Chimerror Productions

Quoll Work Thread, 2025-01-11 - 2025-01-11 17:14

Tags: blog gamedev inform7 interactive fiction programming quoll testing text adventures

With the new job coming up, I’ve forced myself to focus on cleaning up around the house to hopefully get it as together and clean as possible before I have to juggle going to work 5 days a week with cleaning. So I haven’t been working on any projects. But today is a good day to put in a bit of project work, so I’m going to get back on my changes to allow commands like “ASK GLITCH ABOUT TAFFANY'S CDS”. Not much more to say on that right now, so for the below-the-cut portion of this post, I want to copy over some musing about how to proceed with Quoll overall that I posted earlier today on the Fediverse.

Musings with slight editing follow:

I’ve definitely said similar stuff before but I put it well last night when I was talking with friends: “it’s been increasingly weird to write about the collapse of society as I imagined it in 2020 as I’m living through it in 2025.” Or more, I didn’t make the game fast enough, so we’re all being forced to live in it. But I think the biggest thing is that I’m tiring of the effort of working in Inform 7, but the trappings of parser IF have become big basic pillars of the world, and I can’t easily drop them because they remain very compelling to me.

But I have an idea that can let me have some room to not stress over the parser so much: pull in the hypertext interface extension, which would put links in the text that can be used instead of the parser. When I first saw this, I didn’t really like it, because I like the parser interface and was used to it. but I’ve been thinking about the issues with parser IF and it actually helps a lot, simply because you can put these on interactable items and avoid having to guess the verb/noun.

However, it breaks the conceit that you are giving commands to Ada by talking to her, which is honestly something I very much like. Like yeah, I guess I’ll say that it basically still generates the command to click, but it’s obviously less direct. And that reminds me of one of the major things I wanted to represent in this game: unaware edits of reality.

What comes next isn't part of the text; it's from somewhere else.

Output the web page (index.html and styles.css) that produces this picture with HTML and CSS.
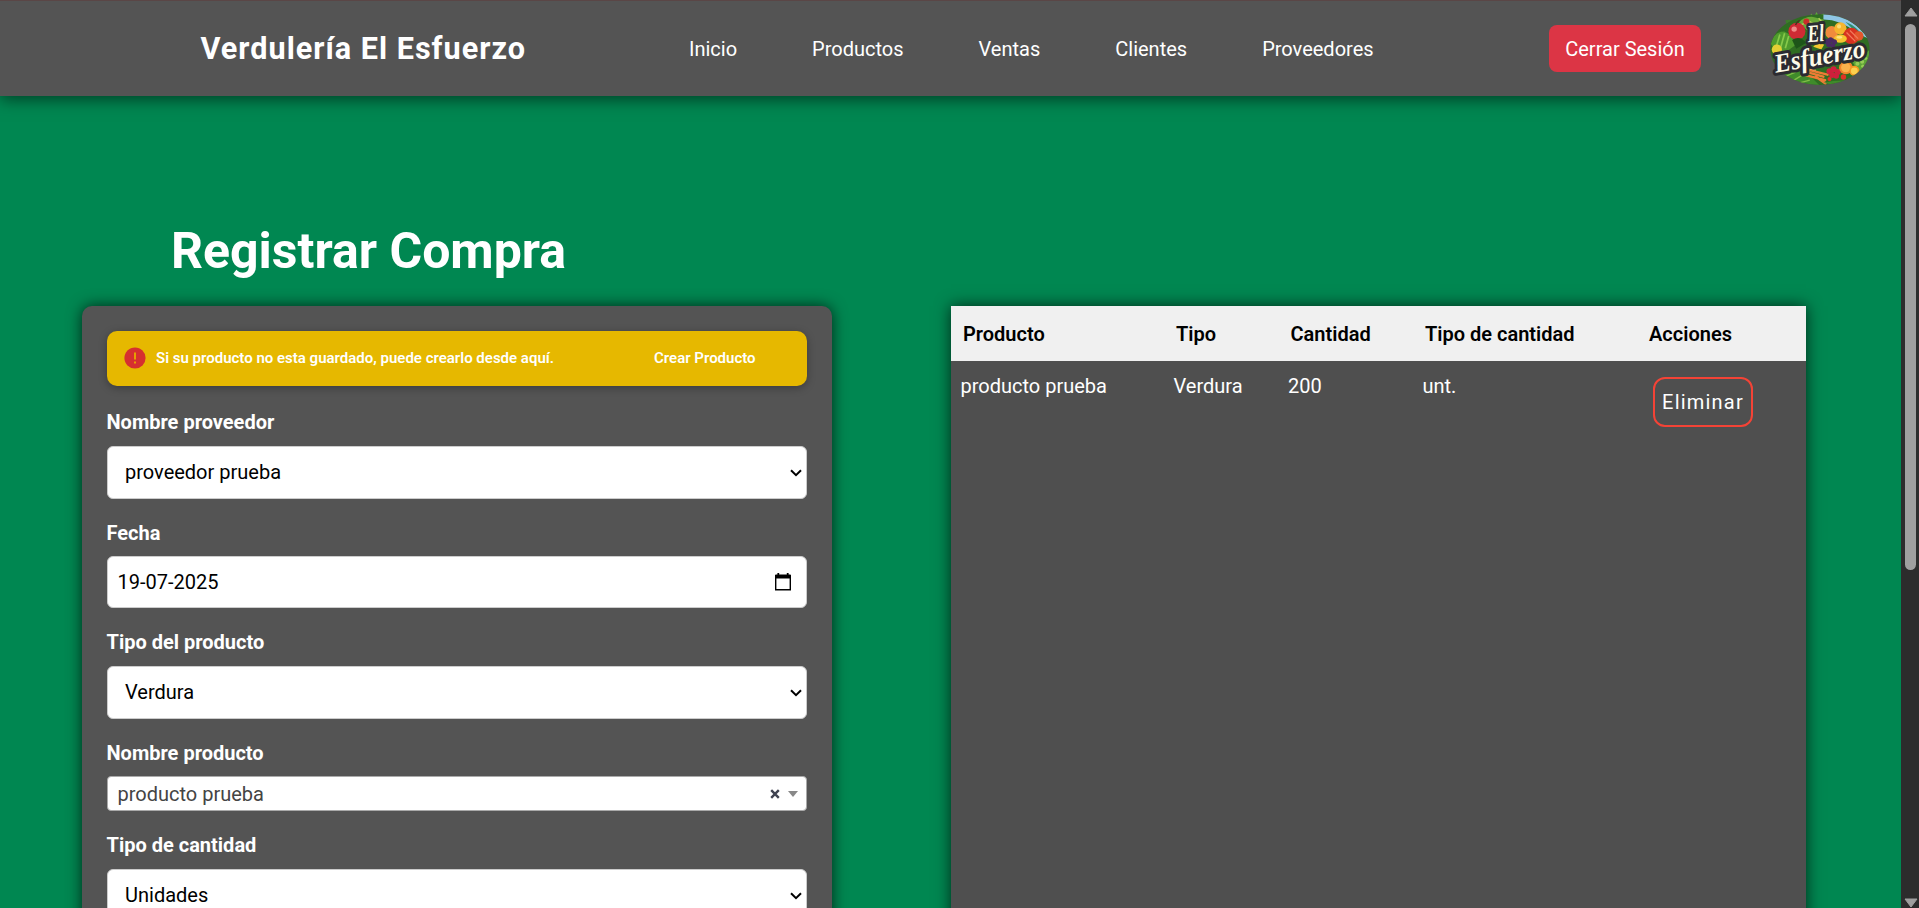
FILE: index.html
```html
<!DOCTYPE html>
<html lang="es">
<head>
<meta charset="utf-8">
<title>Verdulería El Esfuerzo</title>
<link rel="stylesheet" href="styles.css">
</head>
<body>
<div class="page">
  <header class="navbar">
    <div class="brand">Verdulería El Esfuerzo</div>
    <nav class="menu">
      <a>Inicio</a><a>Productos</a><a>Ventas</a><a>Clientes</a><a>Proveedores</a>
    </nav>
    <button class="logout">Cerrar Sesión</button>
    <svg class="logo" viewBox="30 35 300 220">
      <defs>
        <clipPath id="oval"><ellipse cx="180" cy="148" rx="146" ry="104"/></clipPath>
      </defs>
      <path d="M148 60 L154 42 L162 52 L170 38 L176 50 L190 42 L194 62Z" fill="#5fa83a"/>
      <path d="M78 62 Q95 56 108 70 L90 82 Q80 76 78 62Z" fill="#3d7d2c"/>
      <g clip-path="url(#oval)">
        <rect x="30" y="35" width="300" height="220" fill="#2f6d22"/>
        <path d="M190 40 Q270 45 320 115 L290 100 Q240 60 190 60Z" fill="#8fc6e6"/>
        <path d="M255 66 Q290 80 312 115 L280 92Z" fill="#2d8f6a"/>
        <path d="M35 130 Q45 95 75 95 Q100 105 108 135 L60 170Z" fill="#4f9b2d"/>
        <path d="M48 150 L62 104 M62 150 L76 100 M78 144 L88 108" stroke="#86c94a" stroke-width="5"/>
        <path d="M118 68 Q135 50 160 52 L190 60 L196 80 L140 90Z" fill="#69a938"/>
        <path d="M125 75 L150 66 M140 60 L160 72 M176 56 L188 70" stroke="#b4d45c" stroke-width="4"/>
        <circle cx="53" cy="148" r="15" fill="#e4cf34"/>
        <circle cx="140" cy="66" r="9" fill="#c92e2b"/>
        <circle cx="112" cy="94" r="25" fill="#cf2b34"/>
        <circle cx="104" cy="88" r="8" fill="#f08a86"/>
        <path d="M108 76 Q112 66 120 62" stroke="#49351f" stroke-width="4" fill="none"/>
        <path d="M98 120 Q120 105 140 128 L110 146Z" fill="#1d5419"/>
        <circle cx="214" cy="98" r="19" fill="#f08b3c"/>
        <circle cx="240" cy="86" r="18" fill="#f5b52e"/>
        <circle cx="236" cy="80" r="6" fill="#fbdc74"/>
        <circle cx="272" cy="108" r="24" fill="#d8321f"/>
        <circle cx="294" cy="108" r="14" fill="#e4562b"/>
        <path d="M258 98 L284 124 M268 92 L292 116" stroke="#f2785a" stroke-width="4"/>
        <ellipse cx="240" cy="116" rx="19" ry="12" fill="#f6c431"/>
        <ellipse cx="237" cy="112" rx="9" ry="4" fill="#fbe382"/>
        <g fill="#4a2a63"><circle cx="198" cy="124" r="8"/><circle cx="211" cy="120" r="8"/><circle cx="222" cy="126" r="8"/><circle cx="206" cy="133" r="8"/><circle cx="218" cy="137" r="7"/></g>
        <path d="M160 140 Q178 122 192 134 L184 148Z" fill="#f3c62e"/>
        <path d="M55 215 Q90 200 140 215 L180 255 H70Z" fill="#3f8b2a"/>
        <path d="M80 226 L110 214 M100 240 L130 222 M120 246 L150 238" stroke="#82bd48" stroke-width="4"/>
        <path d="M134 212 L190 228 M140 224 L195 238 M146 208 L202 222 M168 228 L196 248" stroke="#ee7b35" stroke-width="7" stroke-linecap="round"/>
        <path d="M132 209 L150 211 M150 206 L168 209" stroke="#f8a861" stroke-width="3"/>
        <g fill="#cf1f3c"><circle cx="208" cy="212" r="9"/><circle cx="220" cy="206" r="9"/><circle cx="232" cy="214" r="9"/><circle cx="216" cy="223" r="9"/><circle cx="228" cy="226" r="8"/></g>
        <circle cx="249" cy="229" r="8" fill="#e03226"/><circle cx="208" cy="235" r="6" fill="#e03226"/>
        <path d="M274 182 Q310 166 324 150 V210 H290Z" fill="#5da337"/>
        <g fill="#96cb55"><circle cx="290" cy="190" r="6"/><circle cx="304" cy="184" r="6"/><circle cx="314" cy="174" r="5"/><circle cx="306" cy="197" r="5"/></g>
        <path d="M190 246 Q230 236 270 240 L240 256Z" fill="#3f8b2a"/>
        <circle cx="256" cy="201" r="20" fill="#f2852b"/><circle cx="256" cy="201" r="14" fill="#fbb04b"/>
        <circle cx="281" cy="211" r="15" fill="#f59a23"/><circle cx="281" cy="211" r="10" fill="#fcd04e"/>
      </g>
      <g class="logo-text">
        <text x="143" y="125" font-size="72" textLength="50" lengthAdjust="spacingAndGlyphs" transform="rotate(-5 165 110)">El</text>
        <text x="45" y="193" font-size="78" textLength="270" lengthAdjust="spacingAndGlyphs" transform="rotate(-10 180 175)">Esfuerzo</text>
      </g>
    </svg>
  </header>

  <main class="content">
    <section class="left">
      <h1>Registrar Compra</h1>
      <form class="panel form">
        <div class="alert">
          <svg class="alert-icon" viewBox="0 0 22 22"><circle cx="11" cy="11" r="10.6" fill="#d6302f"/><path d="M11 5.6V12.4M11 14.4V16.6" stroke="#e6a000" stroke-width="2"/></svg>
          <span class="alert-text">Si su producto no esta guardado, puede crearlo desde aquí.</span>
          <a class="alert-link">Crear Producto</a>
        </div>
        <div class="field">
          <label>Nombre proveedor</label>
          <div class="control select"><span>proveedor prueba</span><svg class="chevron" viewBox="0 0 12 8"><path d="M1 1.2L6 6.2L11 1.2"/></svg></div>
        </div>
        <div class="field tight">
          <label>Fecha</label>
          <div class="control date"><span>19-07-2025</span><svg class="calendar" viewBox="0 0 16 18"><path d="M.7 3.5H15.3V16.8H.7Z" fill="none" stroke="#000" stroke-width="1.4"/><path d="M0 2.2Q0 1.4 1 1.4H2.4V0H4.2V1.4H11.8V0H13.6V1.4H15Q16 1.4 16 2.2V5.4H0Z"/></svg></div>
        </div>
        <div class="field">
          <label>Tipo del producto</label>
          <div class="control select"><span>Verdura</span><svg class="chevron" viewBox="0 0 12 8"><path d="M1 1.2L6 6.2L11 1.2"/></svg></div>
        </div>
        <div class="field tight">
          <label>Nombre producto</label>
          <div class="control search"><span>producto prueba</span><svg class="clear" viewBox="0 0 10 10"><path d="M1.2 1.2L8.8 8.8M8.8 1.2L1.2 8.8"/></svg><i class="caret"></i></div>
        </div>
        <div class="field">
          <label>Tipo de cantidad</label>
          <div class="control select"><span>Unidades</span><svg class="chevron" viewBox="0 0 12 8"><path d="M1 1.2L6 6.2L11 1.2"/></svg></div>
        </div>
      </form>
    </section>

    <section class="panel list">
      <div class="row head">
        <span>Producto</span><span>Tipo</span><span>Cantidad</span><span>Tipo de cantidad</span><span>Acciones</span>
      </div>
      <div class="row">
        <span>producto prueba</span><span>Verdura</span><span>200</span><span>unt.</span><button class="delete">Eliminar</button>
      </div>
    </section>
  </main>
</div>
<aside class="scrollbar">
  <svg class="arrow" viewBox="0 0 14 10"><path d="M7 1L13 9H1Z"/></svg>
  <div class="thumb"></div>
  <svg class="arrow down" viewBox="0 0 14 10"><path d="M7 9L13 1H1Z"/></svg>
</aside>
</body>
</html>
```

FILE: styles.css
```css
* { box-sizing: border-box; }

body {
  margin: 0;
  height: 908px;
  display: flex;
  overflow: hidden;
  font: 20px/24px Roboto, sans-serif;
  color: #fff;
  background: #008751;
}

.page {
  width: 1901px;
  height: 908px;
  overflow: hidden;
}

.navbar {
  display: flex;
  align-items: center;
  height: 96px;
  padding-left: 200.5px;
  background: #545454;
  border-top: 1px solid #5a4646;
  box-shadow: 0 4px 15px rgba(0, 0, 0, .5);
}

.brand {
  width: 488.5px;
  font-size: 30.6px;
  line-height: 36px;
  font-weight: 700;
  letter-spacing: 1px;
}

.menu {
  display: flex;
  gap: 75px;
  width: 860px;
}

.logout {
  width: 152px;
  height: 47px;
  padding: 0;
  border: 0;
  border-radius: 8px;
  background: #dc3545;
  color: #fff;
  font: inherit;
}

.logo {
  width: 102px;
  height: 75px;
  margin-left: 68px;
}

.logo-text {
  font-family: "Liberation Serif", serif;
  font-style: italic;
  font-weight: 700;
  fill: #fdfbe9;
  stroke: #2b2b31;
  stroke-width: 18px;
  stroke-linejoin: round;
  paint-order: stroke;
}

.content {
  display: flex;
  align-items: flex-start;
  padding-left: 82px;
}

.left { width: 750px; }

h1 {
  margin: 125px 0 0;
  padding-left: 89px;
  height: 85px;
  font-size: 50px;
  line-height: 60px;
  font-weight: 700;
}

.panel {
  height: 700px;
  box-shadow: 0 0 15px rgba(0, 0, 0, .7);
}

.form {
  padding: 25px;
  border-radius: 10px;
  background: #545454;
}

.alert {
  display: flex;
  align-items: center;
  height: 55px;
  padding: 0 0 1px 16.5px;
  margin-bottom: 24px;
  border-radius: 10px;
  background: #e6b800;
  box-shadow: 0 2px 8px rgba(0, 0, 0, .3);
  font-size: 15px;
  font-weight: 600;
}

.alert-icon {
  width: 22px;
  height: 22px;
  margin-right: 10.5px;
}

.alert-text { width: 498px; }

.field { margin-bottom: 22px; }

label {
  display: block;
  margin-bottom: 12px;
  margin-left: -.5px;
  font-weight: 700;
}

.tight label { margin-bottom: 11px; }

.control {
  display: flex;
  align-items: center;
  height: 53px;
  padding-left: 17px;
  border: 1px solid #ccc;
  border-radius: 6px;
  background: #fff;
  color: #000;
}

.control span { flex: 1; }

.select span { padding-bottom: 1px; }

.date { height: 52px; padding-left: 9.5px; }

.search {
  height: 35px;
  padding-left: 9.5px;
  border-color: #aaa;
  border-radius: 4px;
  color: #444;
}

.chevron {
  width: 12px;
  height: 8px;
  margin-right: 4px;
  fill: none;
  stroke: #000;
  stroke-width: 2;
}

.calendar {
  width: 16px;
  height: 18px;
  margin-right: 15px;
}

.clear {
  width: 10px;
  height: 10px;
  margin-right: 8px;
  stroke: #3f4250;
  stroke-width: 2.4;
}

.caret {
  margin-right: 8px;
  border: 5px solid transparent;
  border-top: 6px solid #888;
  border-bottom: 0;
}

.list {
  width: 855px;
  margin: 210px 0 0 119px;
  background: #4f4f4f;
}

.row {
  display: grid;
  grid-template-columns: 213px 114.5px 134.5px 230.5px 1fr;
  padding: 13px 0 0 9.5px;
}

.head {
  height: 55px;
  padding: 16px 0 0 12px;
  background: #f0f0f0;
  color: #000;
  font-weight: 600;
}

.head span:last-child { margin-left: -6.5px; }

.delete {
  width: 100px;
  height: 50px;
  margin-top: 3px;
  padding: 0;
  border: 2px solid #f44336;
  border-radius: 12px;
  background: transparent;
  color: #fff;
  font: inherit;
  letter-spacing: 1.2px;
}

.scrollbar {
  display: flex;
  flex-direction: column;
  align-items: center;
  width: 18px;
  height: 908px;
  padding: 7px 0 0 1px;
  background: #2c2c2c;
}

.arrow {
  width: 14px;
  height: 10px;
  fill: #9f9f9f;
  stroke: #9f9f9f;
  stroke-linejoin: round;
}

.thumb {
  width: 11px;
  height: 546px;
  margin-top: 7px;
  border-radius: 6px;
  background: #9f9f9f;
}

.down { margin-top: auto; }
```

Right now, Ada’s obliviousness to changes comes across in a very natural way where she simply describes what she sees. And since everything is described through her, it’s baked in. But if I were to move to a graphical interface, then it becomes less natural to demonstrate that. Though I think that’s one thing I should be careful to not blame Inform for, because I am the one who has chosen to make a time travel/reality edit story with different awarenesses of it, and no matter what that’s going to make keeping track of it all narratively harder, no matter what IF engine I use.

Ah well, to be honest, it’s tough, but I wouldn’t have put so much effort in if I didn’t like it to some degree. I think my lack of progress over this year has been more emotional burnout from real life than anything. And I think my big fear is that is not about to let up so I need something easier to aim at.